Return to gender
Women make a stand in the PFA's 'Neo-Eiga: New Japanese Cinema' program.

By Kimberly Chun

RINGU RATTLED YOUR nerves, Ichi the Killer shot your equilibrium to hell, and Battle Royale declared war on your psyche. Now the trauma has faded, and you have to ask, "Where have all the Japanese cinematic scares gone?" The answer: the dis-ease can clearly, subtly be found in the lives of young Japanese women struggling for defined identities amid fluctuating gender roles, designer fashion, and the protracted recession of the past decade. The Pacific Film Archive's "Neo-Eiga: New Japanese Cinema" series goes to those sometimes homey, sometimes chilly, and rarely kawaii (cute) places, delving into less-overtly sexy genres than horror, such as family and women's dramas this time around. Some films are wrought with a gritty anthropologist's eye seldom seen since Shohei Imamura's heyday, others with soundtracks high on the sap quotient.

A syrupy score can't stop the female-centric chaos of Junji Sakamoto's My House (Bokunchi), the 2002 black comedy that opens the series and flirts with sentimental melodrama as well as over-the-top subversion. Little boys Itta and Nita could have been plucked straight out of the crowd of pudgy-cheeked, plucky urchins populating Yasujiro Ozu's 1932 silent classic I Was Born, But ... – apart from the fact that Itta is getting slapped around as the low dog in various penny-ante yakuza schemes and that Nita hangs out with the hobo 'n the hood, "Scrap Gramps"; the friendly local child-snatcher; and a sweet little girl with a future as an ace gold digger. Perpetually gussied up in "going-away clothes," Mother is prone to disappearing for months at a time. Big sister Kanoko cooks for the boys when she isn't bringing home the nabemono by working at local "pink salon," or brothel.

When the title house is sold from under the boys' feet, that anti-Ozu world is thoroughly destabilized, reverting to a thoroughly feminized island realm where women drop litters of kids but would rather rear cats and all you have to do is say "I'm poor" to get a bowl of hot, "super-bad" ramen. "There's nothing tasty about life," one character says in response to complaints about the lousy Chinese chow produced by the island's sole restaurant. You just suck it up and make do in this Almodóvar-like community, where even hookers with hearts of gold, such as Kanoko, have equally hard heads. "Crying won't fill your stomach!" she tells Nita, before saving Itta from a beating at the hands of his scumbag boss with the declaration "I'll pay you back for this with my pussy!"

The simplest forms of propriety and signs of motherly guidance, like correctly using chopsticks, fall by the wayside in My House. They take another, more urban – and urbane – incarnation in Kentaro Otani's 2002 comedy of spousal ambitions, A Woman's Work.
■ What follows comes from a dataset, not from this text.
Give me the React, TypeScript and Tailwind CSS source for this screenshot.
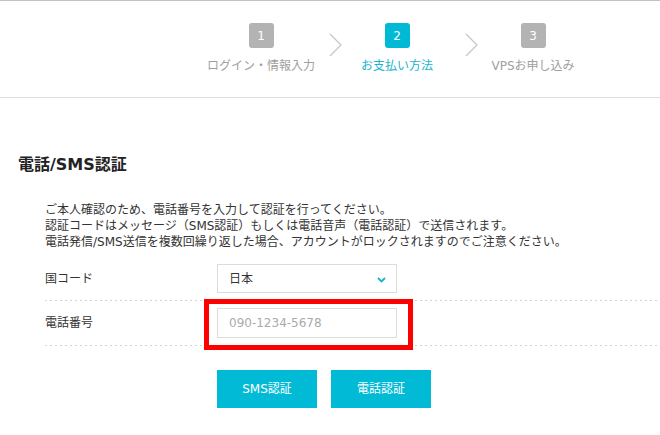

Pride and confidence are everything for the intense Asami, a professional shogi (Japanese chess) player like her sister Rina. Ever since she married relatively timid salaryman Kazuya (played by Tetsuo director Shinya Tsukamoto), she's been losing games. So when Asami's league standing is threatened, she lashes back at her husband and his expectations of house cleaning, cooking, and wifely behavior, which definitely doesn't include betting on ponies at the track.

Power plays, mind games, and gender roles are at stake in this compelling, almost Shakespearean, and definitely Rohmer-ian look at ambition among Japanese women. And it makes you wonder, when was the last time you saw something similar set in the States?

Directed by Yutaka Tsuchiya and cowritten by Karin Amamiya (the right-wing punk vocalist and subject of Tsuchiya's documentary The New God), Peep "TV" Show pieces together a darker, more morbid side of modern Japan in the grainy video that tends to signify reality nowadays. Androgynous, haunted Hasegawa indulges his voyeuristic tendencies, videotaping passersby in the trendy Shibuya district, peeking at "normals" in their shoe-box apartments, and finally creating a Web site devoted to his obsession with the World Trade Center attack. Writing about his need to "peep at the corpses under the rubble" and harboring a wish that the planes had crashed into Tokyo instead, he attracts a set of similarly disaffected visitors who become involved in his disturbing Web-cam footage and real-time animal torture.

But his biggest fan and eventual partner in WTC-related Net slime is the impassive Moe, decked out in gothic Lolita dirndl. Describing Japanese women as "doll-like" is tired, but Moe is truly a living doll – of the most inured sort. She feels nothing when Hasegawa's Peep "TV" Show catches a fellow G-Lo getting it on with her boyfriend, and nada when Hasegawa reveals the reason he doesn't want to visit the WTC site. "Why?" he asks. "This is where the plane hit us. We can't escape it." Like Peep "TV" Show's sex worker who thinks of her body as a tool and praises a state of nothingness, Moe's ground zero is marked by floating disassociation and a certain soullessness.